The problem is that I get inconsistent results - and more than one tool/function returned – which is a problem. I would like to replace this new parallel function calling with the original “one result called” at a time, or at least have the option to select the level of confidence the model has to return a function and even specify the default - fall-back function in case of doubt.
I am experiencing similar issues with the app I am working on. In my case, the (temporary) solution was changing the model from gpt-3.5 to gpt-4. Gpt-3.5 was calling functions very erratically, either ahead of time, skipping them entirely, or calling them in a completely inappropriate context. Gpt-4 seems to be much more consistent in this regard - so far I haven’t run into any issues with miscalled functions. Which leads me to believe that the problem is more with the model itself, rather than the function scheme or prompt design.
The drawback to changing model, of course, is the increased cost and significantly higher response time. If anyone has any solution to make Gpt-3.5 more deterministic in tool calling I’d be very interested in hearing about it.

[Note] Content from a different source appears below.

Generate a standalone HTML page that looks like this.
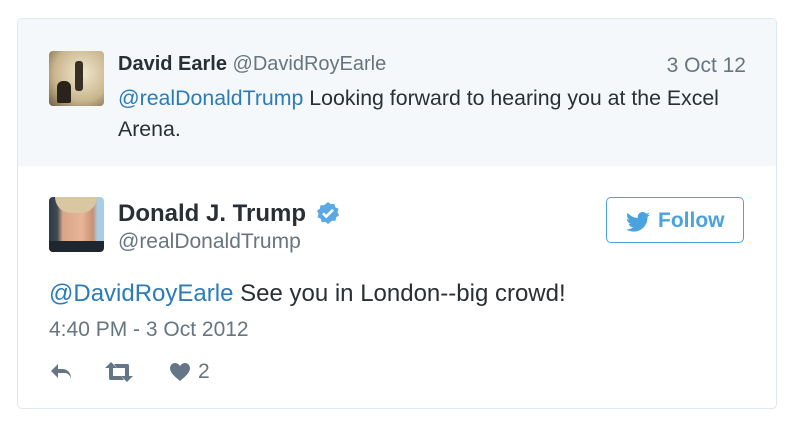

I once tried the solution you are talking about last year and my costs went up 10X, considering I am operating an app with a free trial and we can get thousands of calls a day from free users who have not subscribed — I eventually took it back to 3.5 and decided to live with the errors until they find a solution.
So I regularly post in here with hopes that someone has figured it out.
Have you tried modifying the instruction of the 3.5 model or the instructions of the functions to limit using only one function at a time?
Something that has worked for me is using boolean params. For example, in the function add a parameter for each function you have, “function-one-name-called: false/true”, then instruct the model to set that to true if the function is called and only execute the function if the parameter of other functions is false.
I’ve done something similar for another use case and it’s been working great.
I will try that solution and see if it helps. Even if I can limit one function at a time - the problem is, the error rate has gone up, half the time it just picks the wrong function, so much that the entire process become unpredictable at times. You never know what you are going to get — and we are getting more and more complaints these days.
The problem is - the old system worked just fine, I dont know what changes were made to the models to make them more random.